Kwanzaa is a weeklong holiday from Dec. 26 to Jan. 1 to celebrate African-American culture and heritage. The name “Kwanzaa” comes from the Swahili phrase “matunda ya kwanza,” which means “first fruits of the harvest.”

Families light a Kinara (candleholder), exchange gifts and participate in the Nguzo Saba practice based on seven principles of unity, purpose, self-determination, cooperative economics, collective work and responsibility, creativity and faith. The festival may include African drums, songs, dances, storytelling and concludes on Dec. 31st with a large feast call Karamu.

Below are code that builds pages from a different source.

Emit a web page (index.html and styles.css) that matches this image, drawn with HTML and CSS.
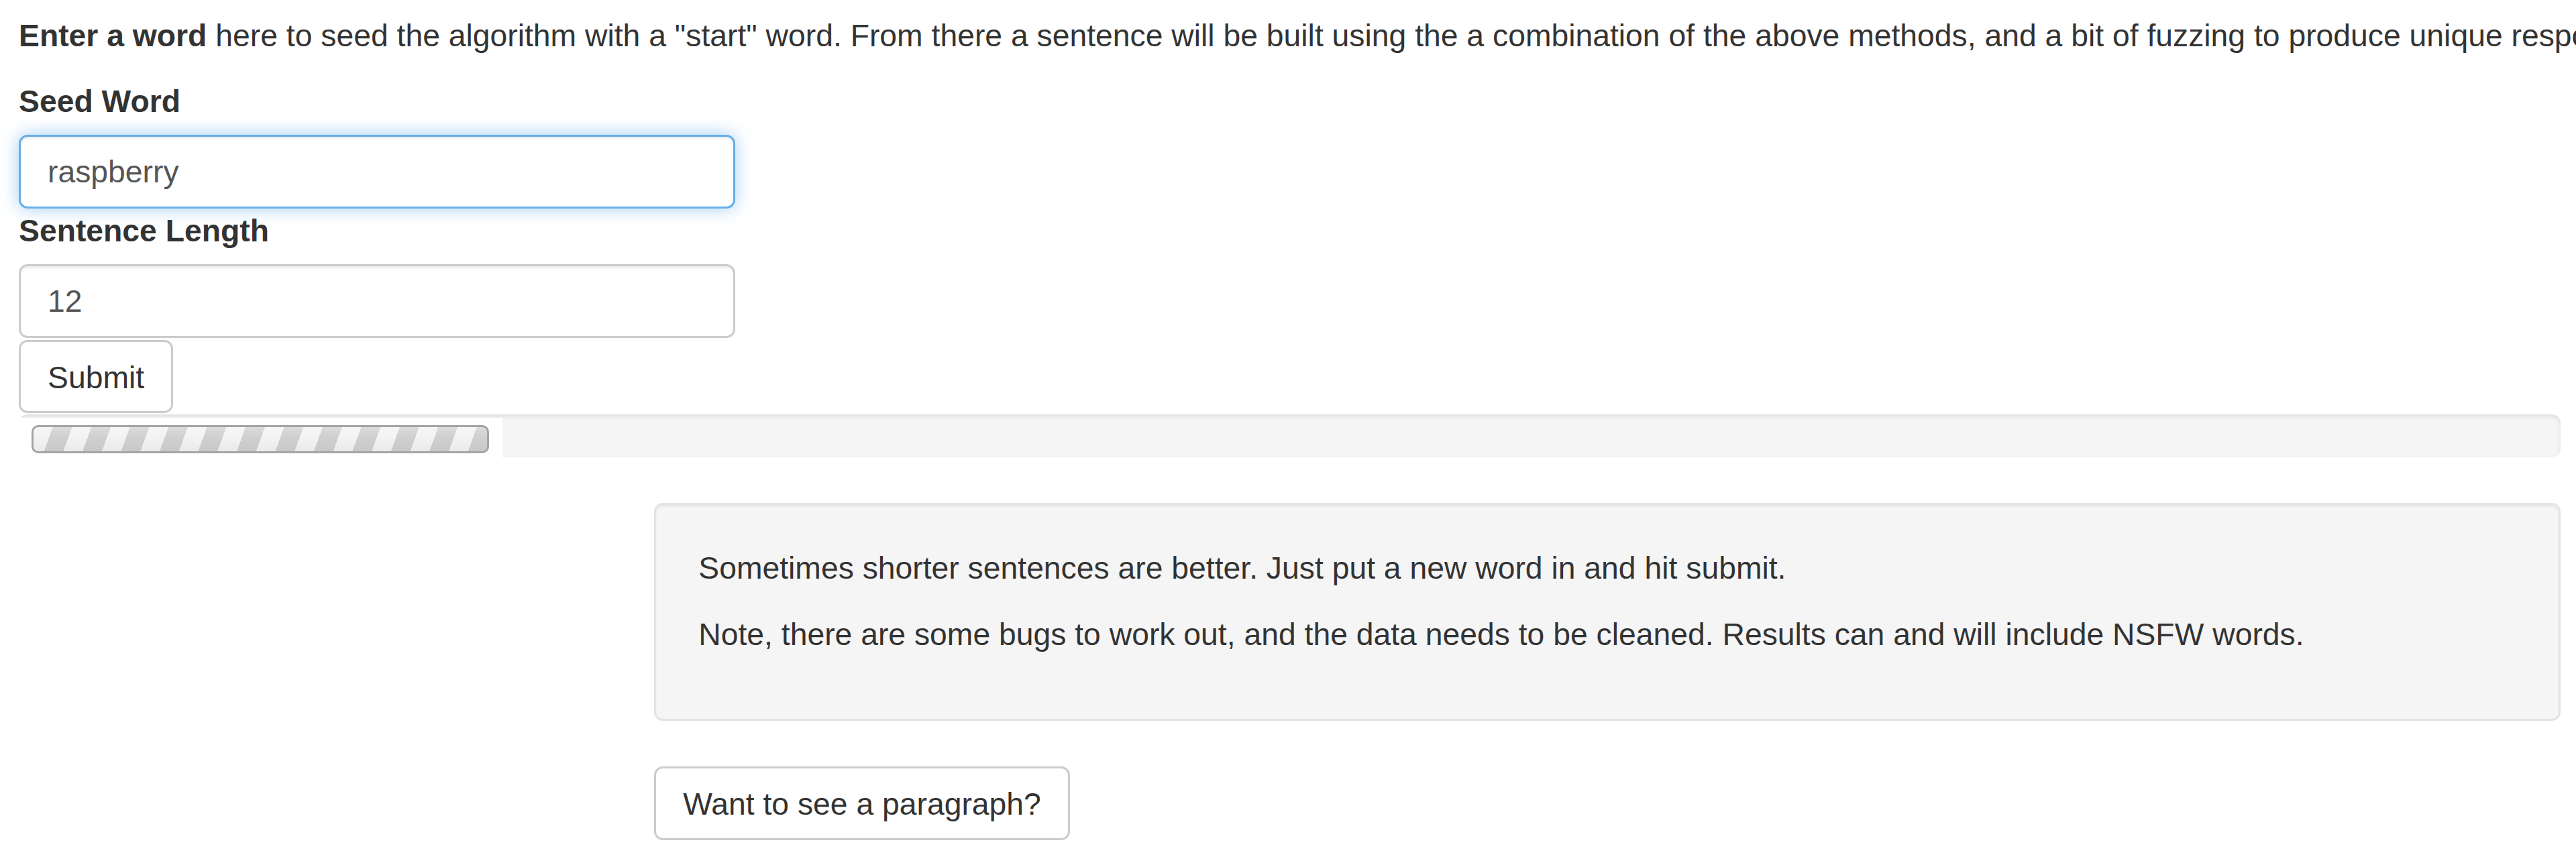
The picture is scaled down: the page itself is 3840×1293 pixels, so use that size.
FILE: index.html
```html
<!DOCTYPE html>
<html lang="en">
<head>
<meta charset="utf-8">
<title>Sentence Generator</title>
<link rel="stylesheet" href="styles.css">
</head>
<body>
<div class="page">
  <p class="intro"><strong>Enter a word</strong> here to seed the algorithm with a "start" word. From there a sentence will be built using the a combination of the above methods, and a bit of fuzzing to produce unique responses.</p>
  <div class="field">
    <label class="label" for="seed">Seed Word</label>
    <input class="input input-focus" id="seed" type="text" value="raspberry">
  </div>
  <div class="field">
    <label class="label" for="len">Sentence Length</label>
    <input class="input" id="len" type="text" value="12">
  </div>
  <button class="btn btn-submit" type="button">Submit</button>
  <div class="progress">
    <div class="progress-track">
      <div class="progress-stripes"></div>
    </div>
  </div>
  <div class="output">
    <div class="well">
      <p class="well-text">Sometimes shorter sentences are better. Just put a new word in and hit submit.</p>
      <p class="well-text">Note, there are some bugs to work out, and the data needs to be cleaned. Results can and will include NSFW words.</p>
    </div>
    <button class="btn" type="button">Want to see a paragraph?</button>
  </div>
</div>
</body>
</html>
```
FILE: styles.css
```css
html, body {
  margin: 0;
  padding: 0;
  overflow: hidden;
  background: #ffffff;
}

body {
  font-family: "Liberation Sans", Arial, Helvetica, sans-serif;
  font-size: 46.3px;
  line-height: 66px;
  color: #333333;
}

.page {
  padding: 20px 23px 0 28px;
}

.intro {
  margin: 0 0 32px 0;
  white-space: nowrap;
}

.intro strong {
  font-weight: bold;
}

.field {
  display: flex;
  flex-direction: column;
  align-items: flex-start;
}

.label {
  display: block;
  font-weight: bold;
  margin-bottom: 17px;
}

.input {
  display: block;
  box-sizing: border-box;
  width: 1068px;
  height: 110px;
  margin: 0;
  padding: 20px 40px;
  font: inherit;
  line-height: 66px;
  color: #555555;
  background: #ffffff;
  border: 3px solid #cccccc;
  border-radius: 13px;
  box-shadow: inset 0 3px 3px rgba(0, 0, 0, 0.075);
  outline: none;
}

.input-focus {
  border-color: #66afe9;
  box-shadow: inset 0 3px 3px rgba(0, 0, 0, 0.075), 0 0 26px rgba(102, 175, 233, 0.6);
}

.btn {
  display: block;
  box-sizing: border-box;
  height: 110px;
  margin: 0;
  padding: 20px 40px;
  font: inherit;
  line-height: 66px;
  color: #333333;
  background: #ffffff;
  border: 3px solid #cccccc;
  border-radius: 13px;
  cursor: pointer;
}

.btn-submit {
  height: 109px;
  margin-top: 3px;
}

.progress {
  display: flex;
  align-items: flex-end;
  height: 64px;
  margin-top: 2px;
  background: #f5f5f5;
  border-radius: 13px;
  box-shadow: inset 0 3px 6px rgba(0, 0, 0, 0.1);
  overflow: hidden;
}

.progress-track {
  box-sizing: border-box;
  width: 721px;
  height: 59px;
  padding: 11px 20px 6px 19px;
  background: #ffffff;
  border-radius: 0 0 0 13px;
}

.progress-stripes {
  box-sizing: border-box;
  height: 42px;
  border: 3px solid #a4a4a4;
  border-radius: 10px;
  background:
    linear-gradient(to bottom, rgba(255, 255, 255, 0.25), rgba(255, 255, 255, 0) 40%, rgba(0, 0, 0, 0.04)),
    repeating-linear-gradient(110deg, #f3f3f3 0 27px, #d0d0d0 27px 54px);
}

.output {
  margin-left: 25%;
  margin-top: 68px;
}

.well {
  box-sizing: border-box;
  padding: 61px 63px 60px 63px;
  margin-bottom: 68px;
  background: #f5f5f5;
  border: 3px solid #e3e3e3;
  border-radius: 13px;
  box-shadow: inset 0 3px 3px rgba(0, 0, 0, 0.05);
}

.well-text {
  margin: 0 0 33px 0;
}
```
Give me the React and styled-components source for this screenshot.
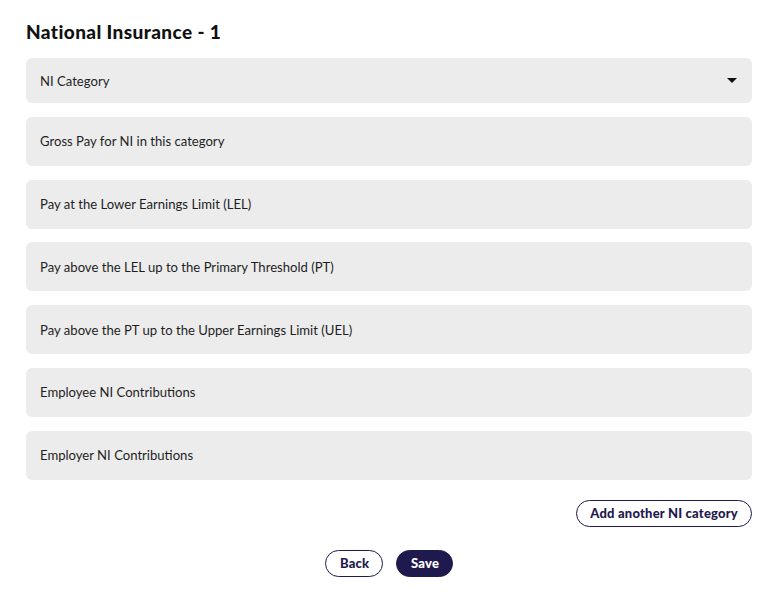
import React from "react";
import styled, { createGlobalStyle } from "styled-components";

const GlobalStyle = createGlobalStyle`
	body {
		margin: 0;
		background: #fff;
		font-family: "Lato", "Liberation Sans", sans-serif;
		color: #1f1f1f;
	}
`;

const Page = styled.div`
	padding: 20px 25px 20px 26px;
	display: flex;
	flex-direction: column;
`;

const Title = styled.h2`
	margin: 0 0 14px;
	font-size: 19px;
	line-height: 24px;
	font-weight: 900;
	color: #111;
	letter-spacing: 0.4px;
`;

const Fields = styled.div`
	display: flex;
	flex-direction: column;
	gap: 13.8px;
`;

const Field = styled.div`
	display: flex;
	align-items: center;
	justify-content: space-between;
	height: ${({ $h }) => $h || 49}px;
	padding: 0 14px;
	background: #ececec;
	border-radius: 6px;
	font-size: 13.1px;
	color: #1f1f1f;
`;

const Caret = styled.span`
	width: 0;
	height: 0;
	border-left: 5px solid transparent;
	border-right: 5px solid transparent;
	border-top: 5px solid #111;
	margin-right: 1px;
`;

const AddRow = styled.div`
	display: flex;
	justify-content: flex-end;
	margin-top: 20px;
`;

const Actions = styled.div`
	display: flex;
	justify-content: center;
	gap: 13px;
	margin-top: 23px;
`;

const Pill = styled.button`
	font-family: "Lato", "Liberation Sans", sans-serif;
	font-weight: 900;
	font-size: 13px;
	height: 27px;
	padding: 0 ${({ $px }) => $px || 14}px;
	border-radius: 14px;
	border: 1px solid #1e1a4d;
	background: ${({ $filled }) => ($filled ? "#1e1a4d" : "#fff")};
	color: ${({ $filled }) => ($filled ? "#fff" : "#1e1a4d")};
	letter-spacing: 0.2px;
	cursor: pointer;
`;

const rows = [
	"Gross Pay for NI in this category",
	"Pay at the Lower Earnings Limit (LEL)",
	"Pay above the LEL up to the Primary Threshold (PT)",
	"Pay above the PT up to the Upper Earnings Limit (UEL)",
	"Employee NI Contributions",
	"Employer NI Contributions",
];

export default function App() {
	return (
		<>
			<GlobalStyle />
			<Page>
				<Title>National Insurance - 1</Title>
				<Fields>
					<Field $h={45}>
						<span>NI Category</span>
						<Caret />
					</Field>
					{rows.map((r) => (
						<Field key={r}>{r}</Field>
					))}
				</Fields>
				<AddRow>
					<Pill $px={13}>Add another NI category</Pill>
				</AddRow>
				<Actions>
					<Pill style={{ width: 58 }}>Back</Pill>
					<Pill $filled style={{ width: 57 }}>Save</Pill>
				</Actions>
			</Page>
		</>
	);
}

African family lighting Kwanzaa candles

These are just a few examples of the diverse holiday traditions celebrated around the world. Each carries its own unique significance and is an important part of the cultural fabric of the respective country or region. This year, as you make plans to gather with your own family, it might be fun to consider integrating holiday traditions from other cultures into your holiday festivities.

This not only offers a unique opportunity to appreciate richly diverse holiday celebration differences between various cultures, continents and countries, it also highlights the common thread that runs through each of us, no matter where in the world — traditions of coming together with family and friends in the spirit of love, giving, and togetherness that unites us all!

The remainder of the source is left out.